Zeal & Ardor
"Es ist immer noch ein Spielen, ein Versuchen."

Interview

Ein krasser Song für mich war vor allem „Götterdämmerung“. Das reinste Black-Metal-Rumpelstilzchen trifft auf den souligen Klargesang. Die Kombi hatten ZEAL & ARDOR schon immer, aber hier ist es auf die Spitze getrieben. Es klingt fast, als hättest du versucht, ein Black-Metal-Klischee hinzustellen.

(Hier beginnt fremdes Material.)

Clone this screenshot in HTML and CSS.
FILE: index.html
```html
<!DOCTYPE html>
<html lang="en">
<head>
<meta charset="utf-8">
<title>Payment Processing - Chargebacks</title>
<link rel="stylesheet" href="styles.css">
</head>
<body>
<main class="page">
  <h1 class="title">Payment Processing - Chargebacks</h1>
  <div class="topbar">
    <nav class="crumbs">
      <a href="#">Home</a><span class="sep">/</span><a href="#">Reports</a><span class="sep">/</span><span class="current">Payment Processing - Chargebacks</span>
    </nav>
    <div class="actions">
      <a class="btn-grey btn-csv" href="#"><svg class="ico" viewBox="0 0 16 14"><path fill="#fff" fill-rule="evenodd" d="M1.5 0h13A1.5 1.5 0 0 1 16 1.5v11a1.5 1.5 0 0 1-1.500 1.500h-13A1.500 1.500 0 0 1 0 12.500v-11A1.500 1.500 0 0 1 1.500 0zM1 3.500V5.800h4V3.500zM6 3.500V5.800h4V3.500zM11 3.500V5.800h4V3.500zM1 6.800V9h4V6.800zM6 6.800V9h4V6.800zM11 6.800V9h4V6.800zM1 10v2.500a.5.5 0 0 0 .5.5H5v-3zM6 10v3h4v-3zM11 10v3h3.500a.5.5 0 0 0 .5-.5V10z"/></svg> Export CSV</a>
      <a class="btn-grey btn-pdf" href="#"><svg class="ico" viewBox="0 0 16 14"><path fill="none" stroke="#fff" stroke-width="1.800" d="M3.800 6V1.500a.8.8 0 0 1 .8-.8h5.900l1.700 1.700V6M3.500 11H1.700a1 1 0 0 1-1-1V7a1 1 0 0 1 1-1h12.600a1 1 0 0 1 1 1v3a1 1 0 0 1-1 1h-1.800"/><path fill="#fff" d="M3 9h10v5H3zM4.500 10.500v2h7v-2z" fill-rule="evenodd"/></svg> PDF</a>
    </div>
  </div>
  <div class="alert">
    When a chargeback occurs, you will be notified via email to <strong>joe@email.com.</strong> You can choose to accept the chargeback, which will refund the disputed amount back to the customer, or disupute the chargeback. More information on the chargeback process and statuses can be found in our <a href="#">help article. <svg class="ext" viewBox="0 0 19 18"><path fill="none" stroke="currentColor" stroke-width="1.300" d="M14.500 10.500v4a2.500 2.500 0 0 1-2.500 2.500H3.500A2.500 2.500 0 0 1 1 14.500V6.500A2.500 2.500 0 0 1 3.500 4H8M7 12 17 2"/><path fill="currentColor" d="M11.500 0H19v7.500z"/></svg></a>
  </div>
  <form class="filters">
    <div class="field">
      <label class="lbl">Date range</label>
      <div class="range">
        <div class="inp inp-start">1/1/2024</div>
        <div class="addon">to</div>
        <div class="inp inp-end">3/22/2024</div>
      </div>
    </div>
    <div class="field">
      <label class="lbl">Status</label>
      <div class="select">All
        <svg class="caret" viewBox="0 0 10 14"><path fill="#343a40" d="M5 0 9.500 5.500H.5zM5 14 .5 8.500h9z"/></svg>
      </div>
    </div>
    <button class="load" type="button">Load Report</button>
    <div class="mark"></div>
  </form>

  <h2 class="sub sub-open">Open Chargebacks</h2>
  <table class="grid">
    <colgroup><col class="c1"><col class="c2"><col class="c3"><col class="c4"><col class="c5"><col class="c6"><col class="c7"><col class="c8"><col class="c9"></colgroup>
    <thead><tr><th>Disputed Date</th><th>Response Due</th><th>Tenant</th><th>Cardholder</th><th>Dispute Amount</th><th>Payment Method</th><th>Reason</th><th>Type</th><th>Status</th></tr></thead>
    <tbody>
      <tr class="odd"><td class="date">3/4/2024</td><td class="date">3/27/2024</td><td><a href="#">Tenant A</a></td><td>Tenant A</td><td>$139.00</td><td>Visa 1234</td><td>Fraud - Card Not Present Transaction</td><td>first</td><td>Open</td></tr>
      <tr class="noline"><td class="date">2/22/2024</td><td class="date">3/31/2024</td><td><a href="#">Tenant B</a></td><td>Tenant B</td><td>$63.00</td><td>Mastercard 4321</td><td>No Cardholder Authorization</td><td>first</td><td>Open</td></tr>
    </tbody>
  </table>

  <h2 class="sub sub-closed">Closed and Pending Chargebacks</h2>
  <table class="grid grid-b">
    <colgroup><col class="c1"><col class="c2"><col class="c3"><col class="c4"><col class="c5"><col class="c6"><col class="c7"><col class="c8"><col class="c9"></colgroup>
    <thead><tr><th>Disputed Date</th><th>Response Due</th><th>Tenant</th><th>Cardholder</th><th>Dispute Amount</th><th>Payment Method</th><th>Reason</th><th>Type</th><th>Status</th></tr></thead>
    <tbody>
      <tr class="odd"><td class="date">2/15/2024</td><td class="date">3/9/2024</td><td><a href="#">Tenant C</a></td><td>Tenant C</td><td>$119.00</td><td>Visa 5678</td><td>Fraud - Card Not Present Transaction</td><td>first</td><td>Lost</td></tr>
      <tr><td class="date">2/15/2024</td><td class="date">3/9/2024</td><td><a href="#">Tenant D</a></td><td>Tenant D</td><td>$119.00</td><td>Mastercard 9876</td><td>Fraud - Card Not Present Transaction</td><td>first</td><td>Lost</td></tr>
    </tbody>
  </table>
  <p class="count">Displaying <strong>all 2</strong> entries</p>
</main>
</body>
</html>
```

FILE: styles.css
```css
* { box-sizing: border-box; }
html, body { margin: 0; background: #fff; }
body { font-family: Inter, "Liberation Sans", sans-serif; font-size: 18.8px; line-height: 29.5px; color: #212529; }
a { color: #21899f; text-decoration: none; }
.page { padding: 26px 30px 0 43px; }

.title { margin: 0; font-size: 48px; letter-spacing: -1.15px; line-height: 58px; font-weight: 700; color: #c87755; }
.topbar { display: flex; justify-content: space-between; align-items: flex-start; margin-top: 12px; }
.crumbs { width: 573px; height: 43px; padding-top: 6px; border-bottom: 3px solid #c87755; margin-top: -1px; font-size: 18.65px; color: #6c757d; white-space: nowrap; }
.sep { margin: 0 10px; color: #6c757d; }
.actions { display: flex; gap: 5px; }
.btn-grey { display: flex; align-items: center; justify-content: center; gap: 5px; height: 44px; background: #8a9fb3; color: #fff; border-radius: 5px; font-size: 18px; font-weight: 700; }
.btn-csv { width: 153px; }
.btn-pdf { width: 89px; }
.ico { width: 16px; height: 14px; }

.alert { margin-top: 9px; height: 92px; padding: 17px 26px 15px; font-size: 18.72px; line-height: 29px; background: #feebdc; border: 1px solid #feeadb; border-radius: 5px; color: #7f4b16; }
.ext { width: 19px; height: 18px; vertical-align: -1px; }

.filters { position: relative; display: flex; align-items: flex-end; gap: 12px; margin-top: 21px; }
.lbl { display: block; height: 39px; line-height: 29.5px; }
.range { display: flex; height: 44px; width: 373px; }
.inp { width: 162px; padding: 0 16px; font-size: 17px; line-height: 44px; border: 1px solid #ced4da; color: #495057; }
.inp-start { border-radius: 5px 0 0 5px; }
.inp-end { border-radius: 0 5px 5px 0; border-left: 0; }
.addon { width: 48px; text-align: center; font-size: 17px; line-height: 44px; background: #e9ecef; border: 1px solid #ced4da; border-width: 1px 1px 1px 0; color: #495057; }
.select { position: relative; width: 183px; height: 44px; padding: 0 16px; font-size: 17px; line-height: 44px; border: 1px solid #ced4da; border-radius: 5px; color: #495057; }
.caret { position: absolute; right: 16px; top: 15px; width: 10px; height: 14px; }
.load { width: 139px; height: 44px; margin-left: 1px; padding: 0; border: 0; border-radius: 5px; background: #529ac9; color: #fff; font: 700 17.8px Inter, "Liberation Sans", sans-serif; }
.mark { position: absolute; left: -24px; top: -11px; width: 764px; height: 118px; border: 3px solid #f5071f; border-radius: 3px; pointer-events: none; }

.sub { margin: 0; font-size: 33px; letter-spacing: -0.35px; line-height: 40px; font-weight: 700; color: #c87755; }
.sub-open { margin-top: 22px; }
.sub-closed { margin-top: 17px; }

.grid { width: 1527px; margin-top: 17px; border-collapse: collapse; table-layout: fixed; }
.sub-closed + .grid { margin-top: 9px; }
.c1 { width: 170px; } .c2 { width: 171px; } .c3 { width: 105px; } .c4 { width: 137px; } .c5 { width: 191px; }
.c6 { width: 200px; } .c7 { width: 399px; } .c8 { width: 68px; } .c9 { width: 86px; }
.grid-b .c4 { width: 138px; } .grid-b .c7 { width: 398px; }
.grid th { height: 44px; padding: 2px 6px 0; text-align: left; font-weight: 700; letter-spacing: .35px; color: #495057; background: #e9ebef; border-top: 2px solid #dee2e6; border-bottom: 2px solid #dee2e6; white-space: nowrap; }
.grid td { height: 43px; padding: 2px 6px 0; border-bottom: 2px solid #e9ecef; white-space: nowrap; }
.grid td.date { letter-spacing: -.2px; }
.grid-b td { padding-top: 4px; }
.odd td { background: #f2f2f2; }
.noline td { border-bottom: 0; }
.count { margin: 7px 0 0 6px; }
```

Manuel: Mir ging es da einfach darum, das zu destillieren, was wir machen. Wenn wir schon ins Extrem gehen, dann dürfen wir auch bis zum Ende diesen Korridor verfolgen. Metal generell ist ja so knapp an ulkig vorbei. Und sobald jemand schreit, dass der Kaiser gar keine Kleiner anhat, dann ist er nackt. Das kann man natürlich mit Angst ansehen oder es auch zelebrieren. Und ich hab‘ mich für das Zweite entschieden.

Ich würde dann gerne noch kurz über die EP „Wake Of A Nation“ sprechen, die ihr Ende 2020 veröffentlicht habt. Dort habt ihr eine ganz klare, sehr wichtige Botschaft. Musikalisch hört man, finde ich, schon dort die Entwicklung Richtung „Zeal & Ardor“. Ursprünglich war auch geplant, dass die damals entstandenen Songs später auf einem Album erscheinen sollten, oder?

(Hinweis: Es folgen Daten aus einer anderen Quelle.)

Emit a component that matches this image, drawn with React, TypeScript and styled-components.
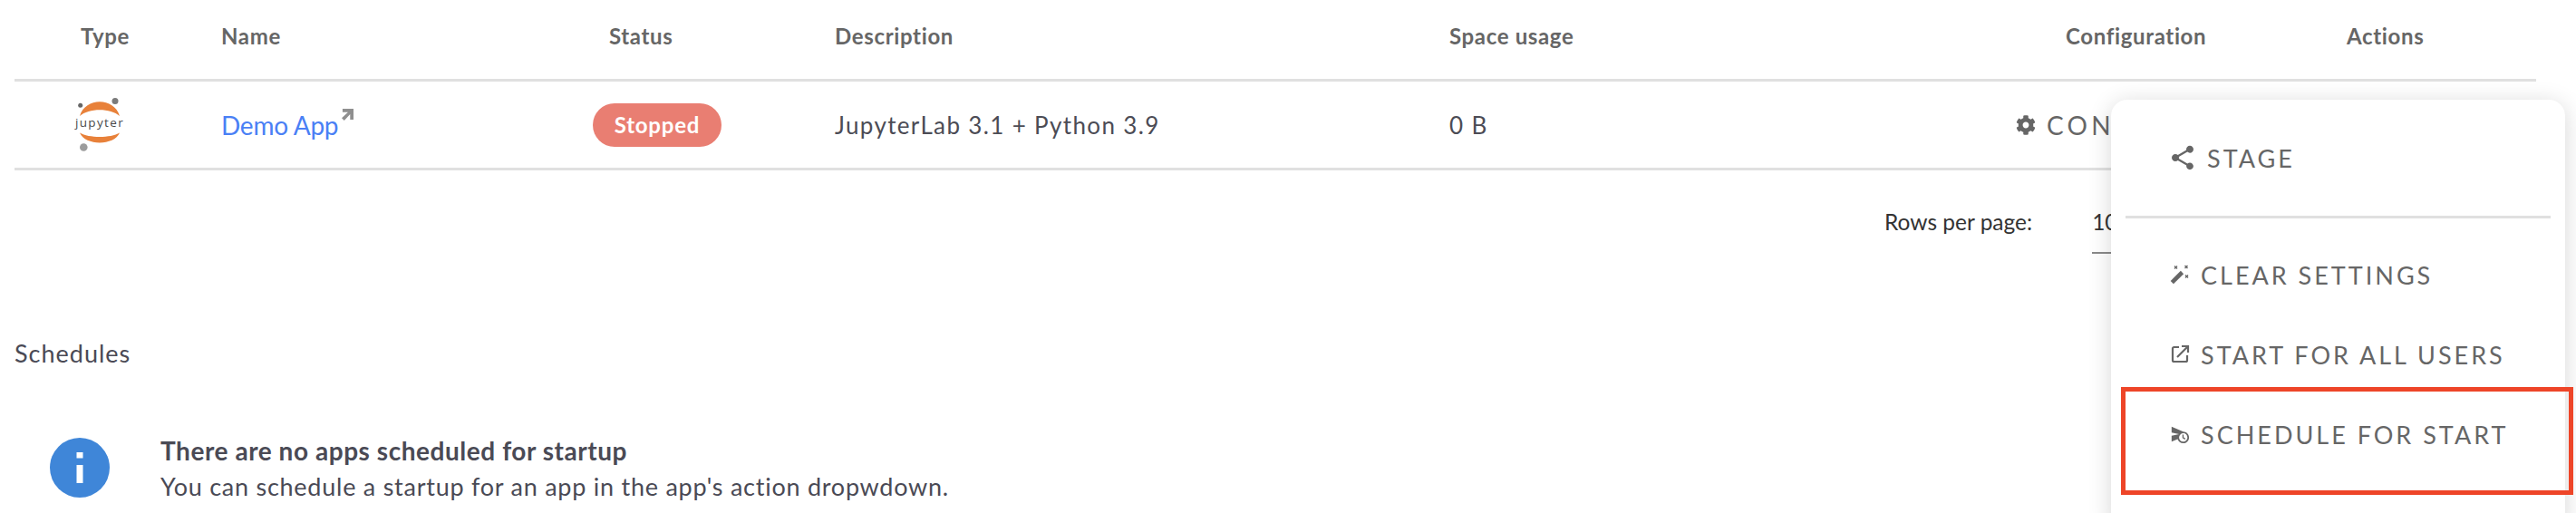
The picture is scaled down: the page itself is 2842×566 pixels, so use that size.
import React from 'react';
import styled, { createGlobalStyle } from 'styled-components';
import { FaCog } from 'react-icons/fa';
import { MdScheduleSend, MdShare } from 'react-icons/md';

const GlobalStyle = createGlobalStyle`
  html, body {
    margin: 0;
    background: #fff;
    overflow: hidden;
  }
  body {
    font-family: Lato, "Open Sans", sans-serif;
  }
`;

const Page = styled.div`
  position: relative;
  width: 2842px;
  height: 566px;
  overflow: hidden;
`;

const Table = styled.div`
  margin: 0 44px 0 16px;
`;

const Row = styled.div<{ $height: number; $pushUp?: number }>`
  display: grid;
  grid-template-columns: 228px 410px 267px 678px 625px 365px 209px;
  align-items: center;
  height: ${p => p.$height}px;
  box-sizing: border-box;
  padding-bottom: ${p => p.$pushUp ?? 0}px;
  border-bottom: 3px solid #e0e0e0;
`;

const HeadCell = styled.div<{ $indent?: number }>`
  padding-left: ${p => p.$indent ?? 0}px;
  font-size: 24px;
  font-weight: 700;
  letter-spacing: 0.65px;
  color: #666;
`;

const Cell = styled.div<{ $indent?: number }>`
  display: flex;
  align-items: center;
  padding-left: ${p => p.$indent ?? 0}px;
  font-size: 26px;
  letter-spacing: 1.35px;
  color: #4c4c55;
`;

const AppLink = styled.a`
  display: flex;
  align-items: flex-start;
  font-size: 28px;
  letter-spacing: -0.25px;
  color: #4a80f5;
`;

const LinkArrow = styled.svg`
  width: 13px;
  height: 13px;
  margin: -1px 0 0 4px;
  fill: #8f8f8f;
`;

const Badge = styled.span`
  display: flex;
  align-items: center;
  justify-content: center;
  width: 142px;
  height: 48px;
  border-radius: 24px;
  background: #e97e72;
  color: #fff;
  font-size: 24px;
  font-weight: 700;
  letter-spacing: 0.8px;
`;

const ConfigureButton = styled.span`
  display: flex;
  align-items: center;
  gap: 12px;
  font-size: 28px;
  letter-spacing: 4.2px;
  color: #666;
  white-space: nowrap;
`;

const Pagination = styled.div`
  display: flex;
  align-items: flex-start;
  height: 114px;
  padding: 42px 0 0 2079px;
  box-sizing: border-box;
  font-size: 24.5px;
  color: #333;
`;

const PageSize = styled.div`
  width: 80px;
  height: 48px;
  margin-left: 66px;
  border-bottom: 2px solid #8a8a8a;
`;

const SectionTitle = styled.h2`
  margin: 0;
  padding: 72px 0 0 16px;
  font-size: 27px;
  font-weight: 400;
  letter-spacing: 1px;
  line-height: 32px;
  color: #4a4a55;
`;

const Notice = styled.div`
  display: flex;
  gap: 56px;
  padding: 77px 0 0 55px;
`;

const InfoBadge = styled.svg`
  flex: none;
  width: 66px;
  height: 66px;
`;

const NoticeText = styled.div`
  display: flex;
  flex-direction: column;
  gap: 8px;
  margin-top: -2px;
  line-height: 32px;
  color: #4a4a55;
`;

const NoticeTitle = styled.div`
  font-size: 28px;
  font-weight: 700;
  letter-spacing: 0.55px;
`;

const NoticeBody = styled.div`
  font-size: 27px;
  letter-spacing: 0.75px;
`;

const Menu = styled.div`
  position: absolute;
  top: 110px;
  left: 2329px;
  width: 501px;
  height: 480px;
  box-sizing: border-box;
  padding: 0 16px;
  border-radius: 18px;
  background: #fff;
  box-shadow: 0 4px 26px rgba(0, 0, 0, 0.16);
`;

const MenuDivider = styled.div`
  height: 3px;
  margin-bottom: 18px;
  background: #e0e0e0;
`;

const MenuItem = styled.div<{ $height: number; $large?: boolean }>`
  display: flex;
  align-items: center;
  height: ${p => p.$height}px;
  padding-left: ${p => (p.$large ? 47 : 49)}px;
  font-size: 27px;
  letter-spacing: 3px;
  color: #666;
  white-space: nowrap;

  & > svg {
    flex: none;
    width: ${p => (p.$large ? 32 : 22)}px;
    height: ${p => (p.$large ? 32 : 22)}px;
    margin-right: ${p => (p.$large ? 11 : 12)}px;
    color: #666;
  }
`;

const Highlight = styled.div`
  position: absolute;
  top: 427px;
  left: 2340px;
  width: 499px;
  height: 119px;
  box-sizing: border-box;
  border: 5px solid #ee4528;
  pointer-events: none;
`;

const LogoText = styled.text`
  font-family: "Open Sans", sans-serif;
  font-size: 13.5px;
  fill: #4a4a4a;
`;

const LogoBox = styled.svg`
  width: 54px;
  height: 66px;
  overflow: visible;
`;

const JupyterLogo = () => (
  <LogoBox viewBox="0 0 54 66">
    <circle cx="43" cy="6.5" r="3.5" fill="#7b7b7b" />
    <circle cx="4.7" cy="11.2" r="2.5" fill="#666" />
    <circle cx="8.3" cy="57.5" r="4.3" fill="#9c9c9c" />
    <path d="M4 23C10 2 42 2 48 23C38 14 14 14 4 23Z" fill="#e8813a" />
    <path d="M4 41.5C10 56 42 56 48 41.5C38 47.5 14 47.5 4 41.5Z" fill="#e8813a" />
    <LogoText x="26" y="35" textAnchor="middle">jupyter</LogoText>
  </LogoBox>
);

const WandIcon = () => (
  <svg viewBox="0 0 22 22" fill="none" stroke="currentColor">
    <path d="M2.3 19.7L13.5 8.5" strokeWidth="4.6" />
    <path d="M5 1.5l3 3M8 1.5l-3 3M16.5 1l3 3M19.5 1l-3 3M17 11.5l3 3M20 11.5l-3 3" strokeWidth="1.4" />
  </svg>
);

const LaunchIcon = () => (
  <svg viewBox="0 0 22 22" fill="none" stroke="currentColor" strokeWidth="2.2">
    <path d="M10 3H4.5A1.5 1.5 0 0 0 3 4.5v13A1.5 1.5 0 0 0 4.5 19h13a1.5 1.5 0 0 0 1.5-1.5V12" />
    <path d="M8 14L19.5 2.5M13 2h7v7" />
  </svg>
);

const App: React.FC = () => (
  <Page>
    <GlobalStyle />
    <Table>
      <Row $height={90} $pushUp={8}>
        <HeadCell $indent={73}>Type</HeadCell>
        <HeadCell>Name</HeadCell>
        <HeadCell $indent={18}>Status</HeadCell>
        <HeadCell>Description</HeadCell>
        <HeadCell>Space usage</HeadCell>
        <HeadCell $indent={55}>Configuration</HeadCell>
        <HeadCell>Actions</HeadCell>
      </Row>
      <Row $height={98}>
        <Cell $indent={68}><JupyterLogo /></Cell>
        <Cell>
          <AppLink>
            Demo App
            <LinkArrow viewBox="0 0 14 14">
              <path d="M1 0h13v13h-4V6.5L3 14 0 11 7.5 4H1z" />
            </LinkArrow>
          </AppLink>
        </Cell>
        <Cell><Badge>Stopped</Badge></Cell>
        <Cell>JupyterLab 3.1 + Python 3.9</Cell>
        <Cell>0 B</Cell>
        <Cell>
          <ConfigureButton>
            <FaCog size={22} />
            CONFIGURE
          </ConfigureButton>
        </Cell>
        <Cell />
      </Row>
    </Table>

    <Pagination>
      Rows per page:
      <PageSize>10</PageSize>
    </Pagination>

    <SectionTitle>Schedules</SectionTitle>
    <Notice>
      <InfoBadge viewBox="0 0 66 66">
        <circle cx="33" cy="33" r="33" fill="#3f86d8" />
        <rect x="29.5" y="16" width="7" height="6.5" fill="#fff" />
        <rect x="29.5" y="30" width="7" height="20" fill="#fff" />
      </InfoBadge>
      <NoticeText>
        <NoticeTitle>There are no apps scheduled for startup</NoticeTitle>
        <NoticeBody>You can schedule a startup for an app in the app's action dropwdown.</NoticeBody>
      </NoticeText>
    </Notice>

    <Menu>
      <MenuItem $height={128} $large><MdShare />STAGE</MenuItem>
      <MenuDivider />
      <MenuItem $height={88}><WandIcon />CLEAR SETTINGS</MenuItem>
      <MenuItem $height={88}><LaunchIcon />START FOR ALL USERS</MenuItem>
      <MenuItem $height={88}><MdScheduleSend />SCHEDULE FOR START</MenuItem>
    </Menu>
    <Highlight />
  </Page>
);

export default App;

Manuel: Genau, es war eigentlich als Teil dieses Albums geplant, aber bei dem, was zu der Zeit alles an traurigen Ereignissen geschehen ist, war es dringend, das herauszubringen. Mir war es auch ein Anliegen, aus so einer Situation kein Kapital zu schlagen. Deshalb haben wir uns auch entschieden, keine Presse dazu zu machen oder 18 verschiedene Vinylversionen rauszubringen. Ich mag es lieber, ein bisschen obskur und indirekt zu schreiben, aber habe gemerkt, dass man das mit so arg politischen Sachen vielleicht nicht machen sollte.

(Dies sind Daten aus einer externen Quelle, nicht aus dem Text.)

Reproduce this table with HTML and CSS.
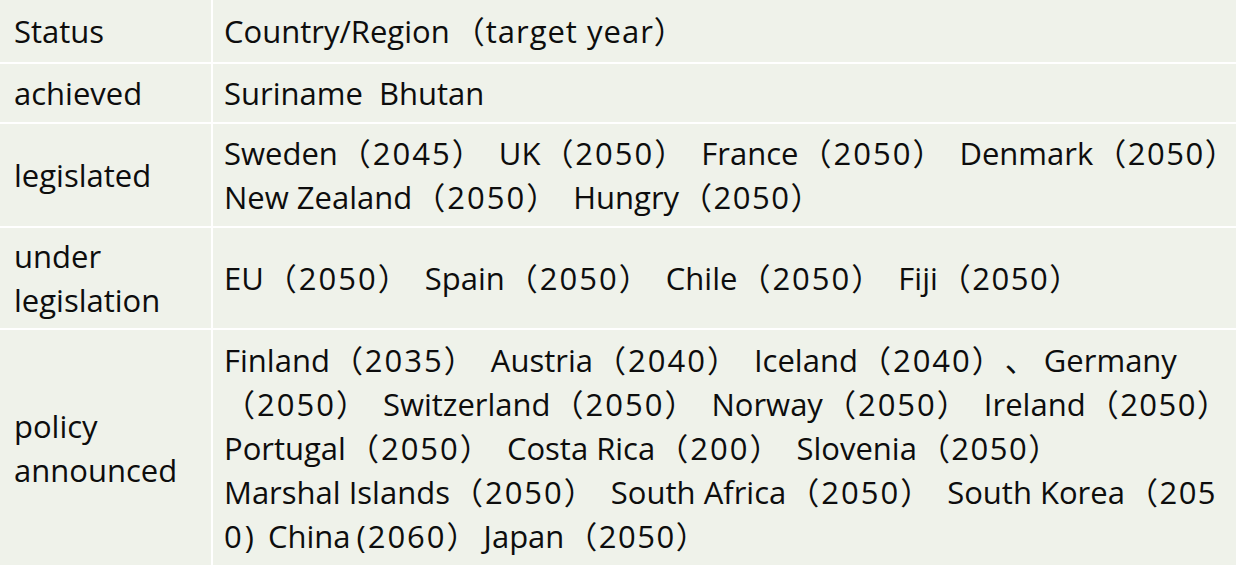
FILE: index.html
```html
<!DOCTYPE html>
<html lang="en">
<head>
<meta charset="utf-8">
<title>Carbon neutrality targets</title>
<link rel="stylesheet" href="styles.css">
</head>
<body>
<div class="table">
  <div class="cell status"><span class="ln">Status</span></div>
  <div class="cell list"><span class="ln">Country/Region<span class="y head end">（target year）</span></span></div>

  <div class="cell status"><span class="ln">achieved</span></div>
  <div class="cell list"><span class="ln">Suriname  Bhutan</span></div>

  <div class="cell status"><span class="ln">legislated</span></div>
  <div class="cell list">
    <span class="ln">Sweden<span class="y">（2045）</span> UK<span class="y">（2050）</span> France<span class="y">（2050）</span> Denmark<span class="y end">（2050）</span></span>
    <span class="ln">New Zealand<span class="y">（2050）</span> Hungry<span class="y end">（2050）</span></span>
  </div>

  <div class="cell status"><span class="ln">under</span><span class="ln">legislation</span></div>
  <div class="cell list"><span class="ln">EU<span class="y">（2050）</span> Spain<span class="y">（2050）</span> Chile<span class="y">（2050）</span> Fiji<span class="y end">（2050）</span></span></div>

  <div class="cell status"><span class="ln">policy</span><span class="ln">announced</span></div>
  <div class="cell list">
    <span class="ln">Finland<span class="y">（2035）</span> Austria<span class="y">（2040）</span> Iceland<span class="y">（2040）、</span>Germany</span>
    <span class="ln"><span class="y lead">（2050）</span> Switzerland<span class="y">（2050）</span> Norway<span class="y">（2050）</span> Ireland<span class="y end">（2050）</span></span>
    <span class="ln">Portugal<span class="y">（2050）</span> Costa Rica<span class="y">（200）</span> Slovenia<span class="y end">（2050）</span></span>
    <span class="ln">Marshal Islands<span class="y">（2050）</span> South Africa<span class="y">（2050）</span> South Korea<span class="y end">（205</span></span>
    <span class="ln"><span class="y tail">0)</span> China<span class="y tight">(2060）</span>Japan<span class="y end">（2050）</span></span>
  </div>
</div>
</body>
</html>
```

FILE: styles.css
```css
html, body {
  margin: 0;
  padding: 0;
  background: #ffffff;
}

body {
  width: 1236px;
  height: 568px;
  overflow: hidden;
  font-family: "Open Sans", "Noto Sans CJK SC", sans-serif;
  font-size: 31px;
  color: #0d0d0d;
  text-spacing-trim: space-all;
  font-kerning: none;
}

.table {
  display: grid;
  grid-template-columns: 211px 1023px;
  grid-template-rows: 62px 58px 102px 100px 235px;
  gap: 2px;
  background: #ffffff;
}

.cell {
  background: #eff2ea;
  display: flex;
  flex-direction: column;
  justify-content: center;
  min-width: 0;
}

.status {
  padding-left: 14px;
}

.list {
  padding-left: 11px;
}

.ln {
  display: block;
  white-space: pre;
  line-height: 44px;
}

/* parenthesised years: wider CJK brackets and digits as in the source slide */
.y {
  letter-spacing: 2px;
  padding: 0 6px 0 2px;
}

.y.head {
  padding-left: 4px;
}

.y.lead {
  padding-left: 0;
}

.y.end {
  padding-right: 0;
  letter-spacing: 1.5px;
}

.y.head.end {
  letter-spacing: 1px;
}

.y.tail {
  padding: 0 3px 0 0;
  letter-spacing: 3px;
}

.y.tight {
  padding: 0 4px 0 6px;
}
```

Bestätigt hat das jetzt ein Blick auf unsere Kommentarspalte auf Youtube, wo Leute irgendwie überrascht sind, dass wir in solchen Sachen Farbe bekennen. Ich gehe aber mal davon aus, dass das die Ausnahme ist. Trotzdem war es mir wichtig, direkt darüber zu sprechen. Ich hatte auch Panikattacken während dieser Zeit, weil ich mich so um meine Familie in den Staaten gesorgt habe. Man wusste halt nicht, ob das da drüben jetzt tatsächlich kippt und ob die dann OK sind, in dieser Einöde der USA. Deshalb haben wir die EP isoliert und diese Songs in diesem Kontext rausgebracht.

Konzertfoto von Zeal & Ardor - Full Force Festival 2019

Zeal & Ardor – Full Force Festival 2019

Kommen wir noch mal darauf zurück, dass die Fans sich ihre eigene Bedeutung in den Songs suchen sollen. Du bekommst sicher auch viel Feedback von Fans dazu, was ihnen die Musik persönlich bedeutet. Welche krassen oder berührenden Dinge spielen die Fans euch zurück?

Manuel: In den Staaten haben wir zum Beispiel auch sehr viele Schwarze, die unsere Konzerte besuchen. Einerseits sind sie froh, in irgendeiner Form Repräsentation in diesem Genre zu bekommen. Wir sind natürlich nicht die Einzigen, aber das ist eine Komponente. Das andere ist die Inkorporation von unserer Musik, von ihrer Musik in diesem Genre. Dann gibt es auch Geschichten von Leuten, die sagen, ‚ich hatte so eine dunkle Zeit‘ oder bei denen wichtige Menschen gestorben sind und denen die Musik durch die schwere Zeit geholfen hat.

Und das meine ich, wenn ich sage, die Leute sollen ihre eigene Bedeutung suchen. Wenn ich jetzt diktiere, welcher Song welche Bedeutung hat, dann habe ich das Gefühl, dass ich für die das Fenster, Bezug zu einem Song zu bekommen, schließe oder kleiner mache. Denn in dem Moment ist das nicht mein Song, und ich habe ihn auch nicht geschrieben, weil jemand in meinem Umfeld gestorben ist, aber es sollte trotzdem diese Bedeutung haben können.

Was steht als Nächstes bei dir an? Planen ist ja gerade etwas schwierig.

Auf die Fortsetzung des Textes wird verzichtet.